A Polling App, running on a separate device, is responsible for communicating with up to 255 devices. From this Polling App, another Polling App is used to collect and forward data to the customer's data ingestion workflow or to our Front End.

The Polling App does not require root access, since we are not simply pinging the remote devices, but performing a more sophisticated auto-discovery and validation process, as well as periodically polling discovered devices.

All platforms have a Cpu stats and Network stats App.

We supply camera Apps for the Axis line of security cameras, which includes restarting the video feed, warm reboot of the camera, and health monitoring of Western Digital industrial (not consumer) SD cards. Plans are to extend these capabilities to allow customers to upgrade firmware, apply PTZ information if the camera is inadvertently moved, and dirty lens detection.

We also have a Docker monitoring app for x86_64, for the cloud or on-premise data center, and plan to introduce container orchestration.

Additionally, we are planning an App based on the OpenIPMI library. This allows us to monitor on-premise data center server metrics such as inlet temperature, fan speed, and temperature inside the server cabinet. This opens up the industrial device market for us, which enables us to send alerts and perform mitigations on the device, on the factory floor.

Our goal is to move alerts and subsequent actions to the device for the fastest possible mitigation of known problems and solutions. We plan to support Bash and Powershell scripts thru our rShell App.

Technologies Used

Currently we are relying on the camera manufacturer or device for compute capabilities.

Axis Communications provided us with several cameras so we can do testing. We are deploying these cameras on the self-driving vehicle track via Curiosity Lab on Technology Parkway in Peachtree Corners, GA, in collaboration with Georgia Power. Technology Parkway is a 1.5 mile AV test track, repurposed from the existing roadway, to demonstrate smart traffic applications.

We are also using a Raspberry PI outside the Atlanta Tech Park startup incubator to do our own object detection on live traffic.

Since our Agent and Apps are written in C/C, we are using the OpenCV and Tensorflow C API.

Currently, AI and machine learning models are deployed to remote devices as part of the relevant App, and are then stored locally on the device.

We plan to use OpenVINO for deep learning and other types of model deployment, at least on the x86_64 platform. We are still unsure whether we can use OpenVINO on the arm, mips and other architectures, so we may make some adjustments.

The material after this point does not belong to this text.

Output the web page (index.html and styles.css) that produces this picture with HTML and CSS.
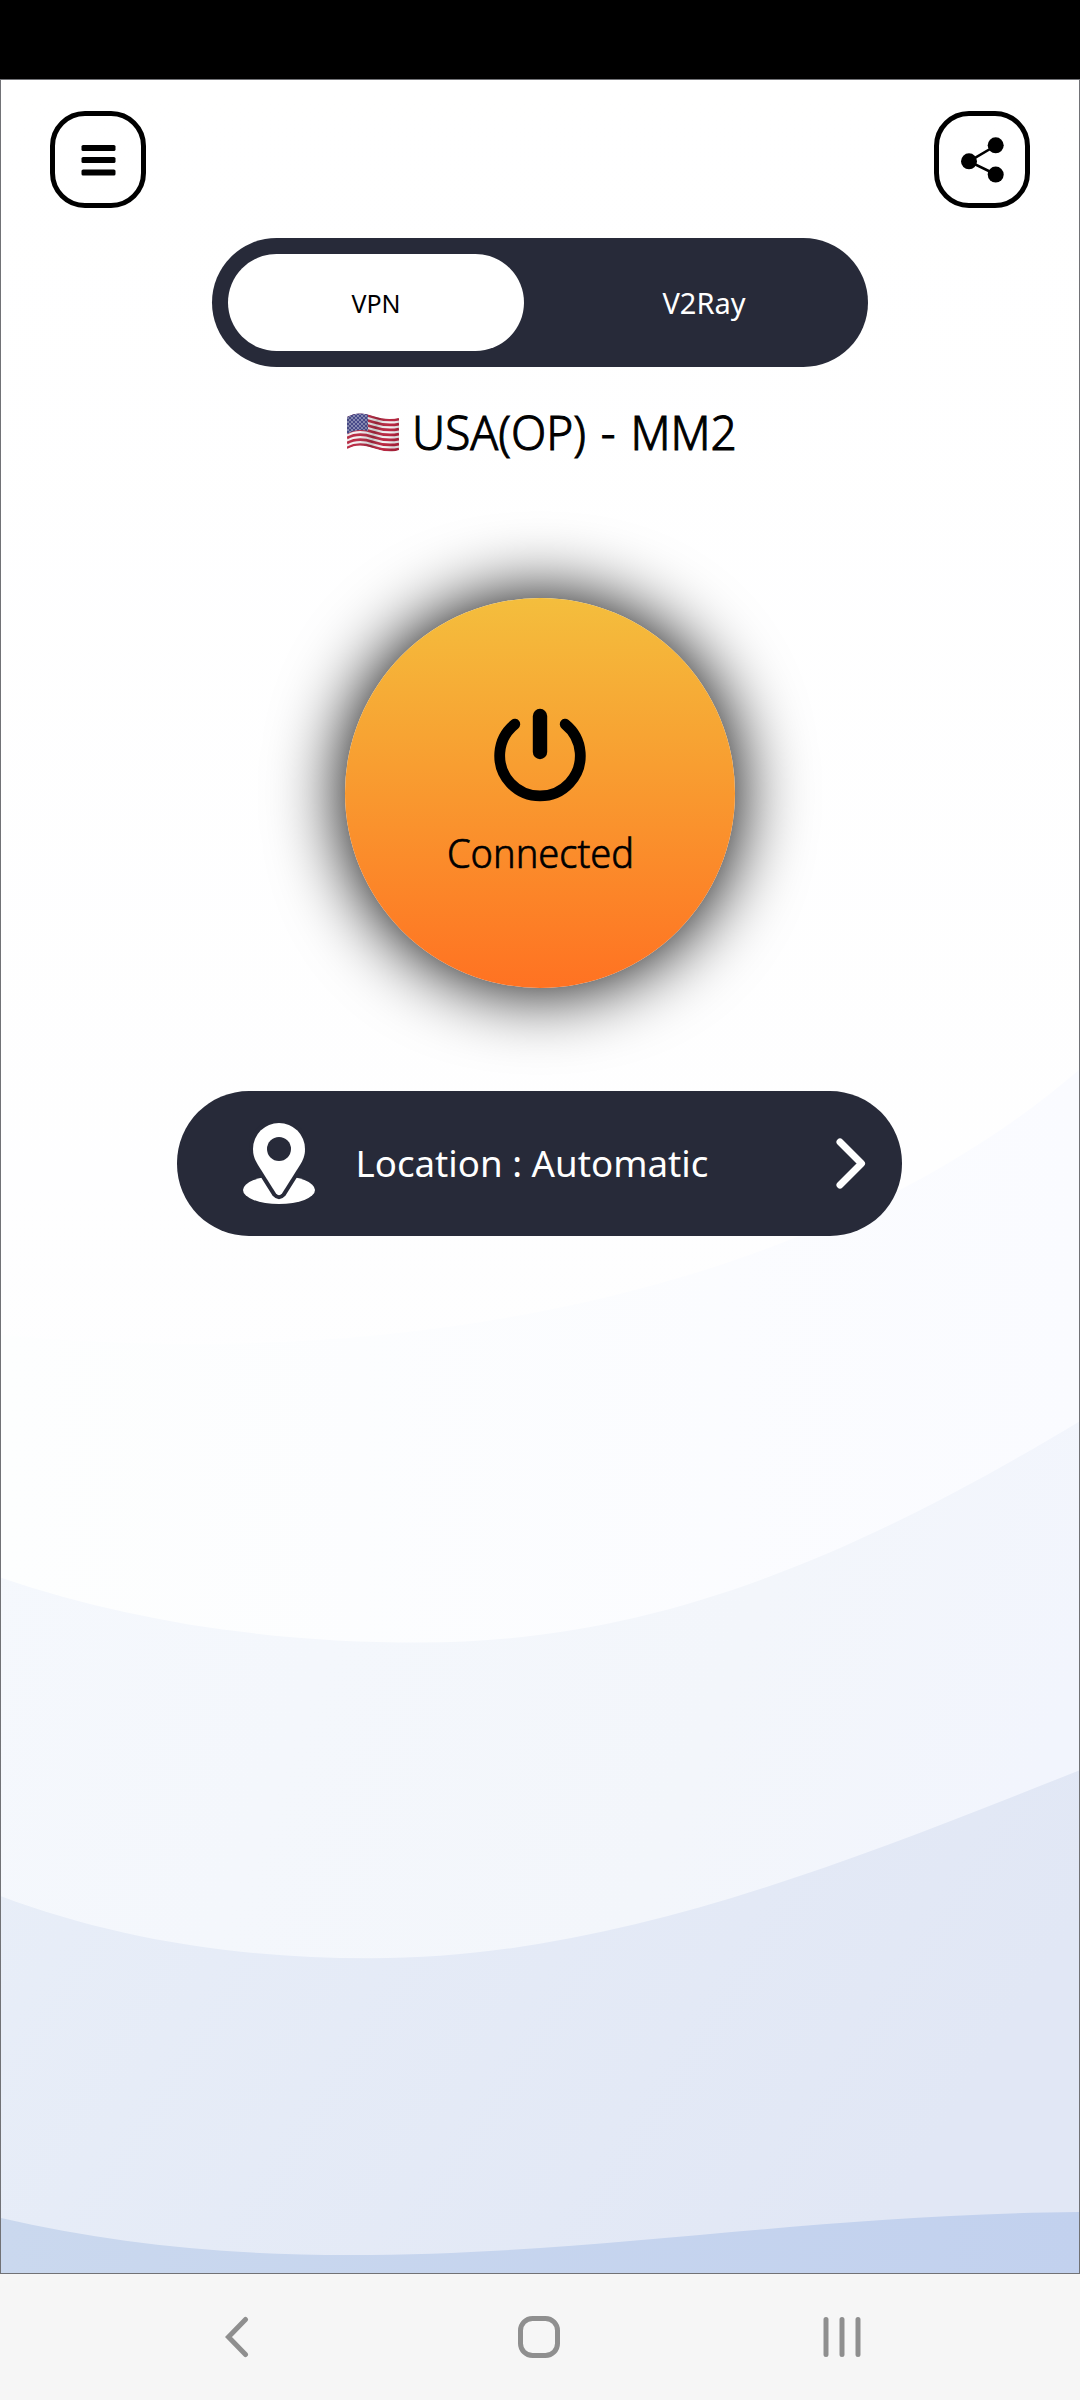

We were delighted to see the introduction of the Neural Compute Stick 2, and promptly emptied out the penny jar to purchase one (the low cost point is very attractive for us). We plan to employ transfer learning to enhance deep learning models. We want to use a combination of cloud resources, the NCS 2, and on-site GPU resources for the transfer learning, but we are just beginning to work on these workflows.